Bianca come il latte, rossa come il sangue di Alessandro D'Avenia
Bianca come il latte, rossa come il sangue è un libro che molto ha fatto parlare di sé negli ultimi anni, tanto che l'autore, Alessandro D'Avenia, palermitano del 1977, è stato additato fra i massimi esponenti della nuova generazione di scrittori italici. La lettura del libro è quindi stata in un certo senso obbligata: innanzitutto per i temi trattati, l'adolescenza, il primo amore, il tema della morte, lla scuola e la sua reale funzione; e poi per il confronto con un autore emergente.
Devo dire che il libro mi ha convinto solo in parte. Certamente l'autore è dotato di una buona mano, tuttavia non è certamente il maestro di stile, o di un nuovo stile, di cui da più parti si parla. La scrittura di D'Avenia risente da un lato dell'influsso classicista, probabilmente dovuto agli studi, la laurea in lettere classiche, a punto; dall'altro lato però è forte l'influenza delle scuole di sceneggiatura, mondo a cui l'autore si introdotto per arrivare ad un più rapido accesso alla narrazione. Infatti il modo di narrare di D'Avenia è un modo "televisivo", per scene, con battute rapide, in un certo senso spesso già pronte, attendibili da parte di un lettore esperto, condite però dalle improvvise citazioni dal mondo greco e romano. Dico una scrittura facile perché se, toccando le corde delle prime esperienze, lo stile narrativo di D'Avenia può coinvolgere uno spirito ancora adolescente, difficilmente con i suoi sentimenti precotti riesce a scandagliare l'animo di una sensibilità più matura, e a poco vale il continuo gioco pop di rimandi concreti alla cultura materiale.

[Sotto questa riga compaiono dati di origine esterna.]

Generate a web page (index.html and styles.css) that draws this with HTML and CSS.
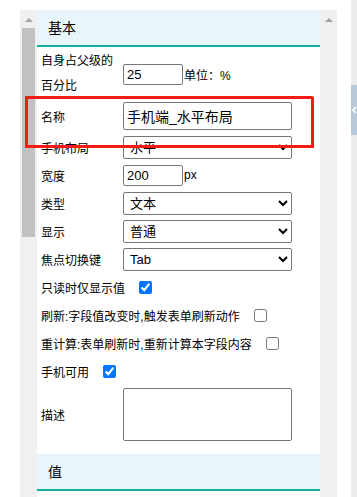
FILE: index.html
```html
<!DOCTYPE html>
<html lang="zh-CN">
<head>
    <meta charset="UTF-8">
    <title>字段属性</title>
    <link rel="stylesheet" href="styles.css">
</head>
<body>
<div class="page">
    <div class="frame">
        <div class="gutter"></div>
        <div class="scroll">
            <span class="arrow"></span>
            <span class="thumb"></span>
        </div>
        <div class="panel">
            <div class="title">基本</div>
            <div class="form">
                <div class="row row-tall">
                    <label class="label label-wrap">自身占父级的百分比</label>
                    <input class="ipt ipt-short" type="text" value="25">
                    <span class="unit">单位：%</span>
                </div>
                <div class="row row-name">
                    <label class="label">名称</label>
                    <input class="ipt ipt-name" type="text" value="手机端_水平布局">
                </div>
                <div class="row">
                    <label class="label">手机布局</label>
                    <select class="sel"><option>水平</option></select>
                </div>
                <div class="row">
                    <label class="label">宽度</label>
                    <input class="ipt ipt-short" type="text" value="200">
                    <span class="unit">px</span>
                </div>
                <div class="row">
                    <label class="label">类型</label>
                    <select class="sel"><option>文本</option></select>
                </div>
                <div class="row">
                    <label class="label">显示</label>
                    <select class="sel"><option>普通</option></select>
                </div>
                <div class="row">
                    <label class="label">焦点切换键</label>
                    <select class="sel"><option>Tab</option></select>
                </div>
                <div class="row">
                    <span class="text">只读时仅显示值</span>
                    <input class="chk" type="checkbox" checked>
                </div>
                <div class="row">
                    <span class="text">刷新:字段值改变时,触发表单刷新动作</span>
                    <input class="chk" type="checkbox">
                </div>
                <div class="row">
                    <span class="text">重计算:表单刷新时,重新计算本字段内容</span>
                    <input class="chk" type="checkbox">
                </div>
                <div class="row">
                    <span class="text">手机可用</span>
                    <input class="chk" type="checkbox" checked>
                </div>
                <div class="row row-desc">
                    <label class="label">描述</label>
                    <textarea class="area"></textarea>
                </div>
            </div>
            <div class="title">值</div>
        </div>
        <div class="scroll">
            <span class="arrow"></span>
        </div>
    </div>
    <div class="side">
        <div class="side-tab">
            <svg width="6" height="8" viewBox="0 0 6 8"><path d="M5 1L2 4l3 3" fill="none" stroke="#fff" stroke-width="1.6"/></svg>
        </div>
    </div>
</div>
<!-- 标注框 -->
<div class="mark"></div>
</body>
</html>
```

FILE: styles.css
```css
*{
    margin: 0;
    padding: 0;
    box-sizing: border-box;
}
html,body{
    width: 100%;
    height: 100%;
    overflow: hidden;
    background: #fff;
}
body{
    font-family: "Liberation Sans", "Noto Sans CJK SC", sans-serif;
    font-size: 12px;
    color: #000;
}
.page{
    display: flex;
    height: 497px;
}
.frame{
    display: flex;
    width: 337px;
    padding-top: 10px;
}
.gutter{
    width: 20px;
}
.scroll{
    width: 17px;
    background: #f0f0f0;
    display: flex;
    flex-direction: column;
    align-items: center;
}
.scroll .arrow{
    width: 0;
    height: 0;
    margin-top: 8px;
    border-left: 4px solid transparent;
    border-right: 4px solid transparent;
    border-bottom: 4px solid #a3a3a3;
}
.scroll .thumb{
    width: 13px;
    height: 209px;
    margin-top: 6px;
    background: #c1c1c1;
}
.panel{
    width: 283px;
}
.title{
    height: 37px;
    padding-left: 11px;
    line-height: 36px;
    font-size: 14px;
    background: #e8f5fb;
    border-bottom: 2px solid #13b1a1;
}
.form{
    padding: 2px 0 10px 4px;
}
.row{
    display: flex;
    align-items: center;
    height: 28px;
}
.row-tall{
    height: 50px;
}
.row-name{
    height: 34px;
}
.row-desc{
    height: 59px;
}
.label{
    width: 82px;
    flex: none;
}
.label-wrap{
    line-height: 25px;
}
.ipt,.sel,.area{
    border: 1px solid #767676;
    border-radius: 2px;
    font-family: "Liberation Sans", "Noto Sans CJK SC", sans-serif;
    color: #000;
    background: #fff;
}
.ipt{
    height: 21px;
    padding: 0 3px;
    font-size: 13px;
}
.ipt-short{
    width: 60px;
}
.ipt-name{
    width: 169px;
    height: 28px;
    font-size: 14px;
}
.sel{
    width: 169px;
    height: 23px;
    font-size: 13px;
    padding-left: 2px;
}
.area{
    width: 169px;
    height: 53px;
    resize: none;
}
.unit{
    margin-left: 1px;
}
.chk{
    width: 13px;
    height: 13px;
    margin: 0 0 0 14px;
}
.side{
    margin-left: 14px;
    width: 6px;
    background: #ececec;
}
.side-tab{
    margin-top: 85px;
    height: 50px;
    background: #b9c9dc;
    display: flex;
    align-items: center;
    justify-content: flex-end;
}
.mark{
    position: absolute;
    left: 25px;
    top: 96px;
    width: 289px;
    height: 52px;
    border: 3px solid #f41b15;
    border-radius: 0 2px 0 0;
}
```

Il romanzo è a tutti gli effetti un romanzo di formazione. Leo in principio è un personaggio che non conosce l'amore e in generale il valore o il significato dei sentimenti basilari del genere umano, alla fine della storia, grazie al "sacrificio" di Beatrice e alla dedizione di Silvia sarà invece un giovane più consapevole e finalmente innamorato della "persona giusta", quella che è stata davvero al suo fianco. Tutto molto bello, tutto mlto pop, di certo non particolarmente interessante per chi alla sempre irrimediabilmente gentile e presente Silvia preferisce la Lolita di Nabokov.
Dicevamo dell'influenza della classicità e in generale del mondo letterario: si parte, già con il titolo, con Calvino (il tanto odiato Calvino dei miei alunni), per continuare con i personaggi femminili, la Beatrice dantesca e la Silvia di leopardiana memoria (difficile pensare ad una citazione da Tasso). Continui poi gli spunti di riflessione provenienti dalla filosofia e dalla letteratura greca, filosofia e letteratura ad uso di un quindicenne, sia chiaro, perché chi volesse trovare in Bianca come il latte, Rossa come il sangue la profondità culturale ad esempio del Mondo di Sofia di Jostein Gaarder cadrebbe veramente male.
Tutto quanto ho detto viene condito poi in una salsa cattolicamente melensa, un continuo rinchiudersi in una provvidenzialità cristiana degli eventi, in una giustificazione religiosa e consolatoria. E qui viene uno dei nodi dell'opera. Davvero un adolescente deve trovare, ancora giovane, solo una risposta consolatoria? E gli basterebbe? O la voce della vicenda, profusa nelle battute dei personaggi, è solo in maniera ipocrita la voce dell'adolescenza contemporanea, mentre in realtà ciò che vive nell'opera è ciò che l'autore vuole che viva, uccidendo il reale spirito che dovrebbe essere dei personaggi? Il tutto ha il gusto amaro della forzatura: non conosco adolescente che di fronte alla morte dell'amata si accontenterebbe della semplice consolazione della provvidenza e che nel giro di pochi mesi scoprirebbe l'amore della migliore amica, nel frattempo indomitamente fedele. Il tutto invece risulta un bel polpettone buonista adattissimo a vendere migliaia di copie, non certo a fare letteratura.
Operaa quindi sopravvalutata, questa di D'Avenia. Un Moccia scritto bene, se vogliamo, ma di certo lontano anni luce dalla complessità che i temi e i rimandi culturali avrebbero meritato.